さらに、メキシコに来たくてきている人材は、いやいや送られてきた駐在員とはメンタルの強さも違うのかもしれない。
ただ一方で、企業人を好まず、組織というものに合わず辞めてしまう人も多いし、転職に抵抗のない人も多い。
人事としては難しいところかもしれない。


私がこの会社の退社を決めたのは、今年に入ってからだった。それまでも何度も転職を考えるほど、不平不満の日々だった。
よくある「アットホームな社風」と掲げられていそうな雰囲気で、プロフェッショナルさに欠けていた。噂や悪口が飛び交っていて、精神的にもあまり衛生的とは思えなかった。
明らかに会社に損害を与えるような行為をしても、何事もなかったように流されて、罰も注意も行われなかった(パワハラ、セクハラは当たり前)。
社内での問題追求も分析も、何もしないのに慣れていくうちに、私はここで何を目指して学びたいのかわからなくなっていった。
俗にいうぶら下がり社員で溢れていて、会社の悪い部分を他人事のようにいうだけで、何もしようとしなかった。
そのうち私もその一人になっていった。そして、もうそれは限界の合図だった。
もうここで働く意味はとうになくなっていたのかもしれない。

年明け、会社が大きく傾く事象があった。サプライヤーへの支払いが滞り、材料が買えず供給ストップとなり、生産ができなくなったのだ。
現地のメキシコ人は本社のせいにし、日本人はメキシコ人の無能さをまだ言葉ではなく態度でわからせようとしていた。
もうこの会社は、どうやって変えたら良いのかまるでお手上げのように見えた。
さらに翌月には社内で盗難があり、パソコンや高価な測定器具、監視カメラの保存ディスクが盗まれた。警察や当局の話では、雇っている警備会社のその日の当直がグルではないかと結論づけられた。グルという言い方をしたのは、主犯は内部をよく知っている人間ではないかということ。普通の盗みなら、止まっている社用車を盗んだ方が簡単なのに、そこには手をつけていないし、何故防犯カメラの画像を保存するディスクの場所を知っていたのか。
警備会社が知るはずはない(その日の当直は新人だった)。明らかに内部を知るものの犯行だった。

内部に渦巻く不満が溢れ出たのかもしれなかった。
結局、まだ犯人は誰かわかっていない。わかってもきっと解雇にはしない。できないのだ。解雇にする決断力がない。

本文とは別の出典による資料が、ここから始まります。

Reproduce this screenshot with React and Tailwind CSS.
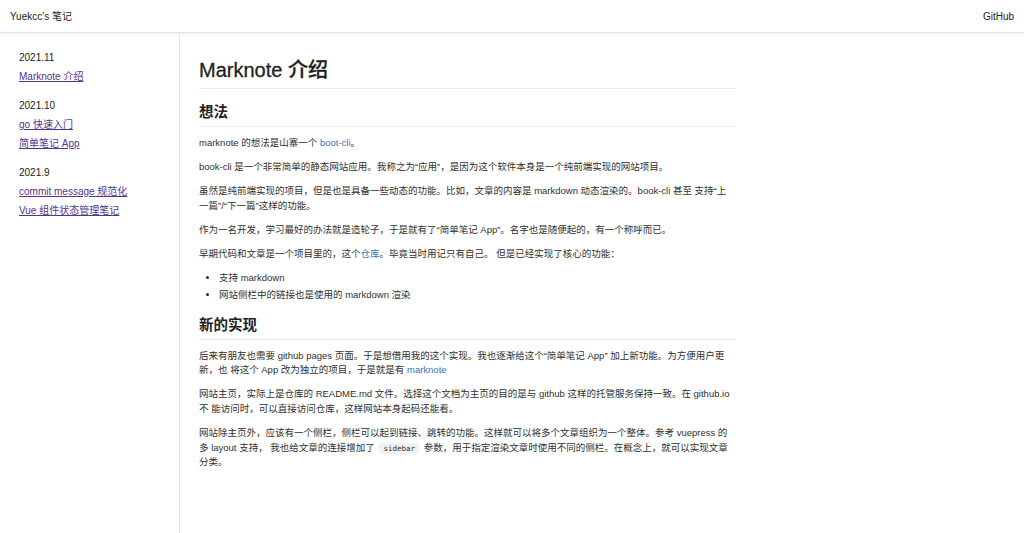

上司に必要なのは、決断力だって誰かが言っていた。その社長本人だったかな。

会社で学んだことはたくさんあった。
そもそもオフィスで働くことが日本も含めて初めてだったので、非常識なほど知らなかったルールを学ぶことができた。
今までメキシコでは、語学講師だったため、人間性の嫌な部分、陰口、嫉妬、派閥などに遭遇することもなかった。

それはある意味お花畑で、現実はこう、海外移住または社会の真髄を感じられたと思う。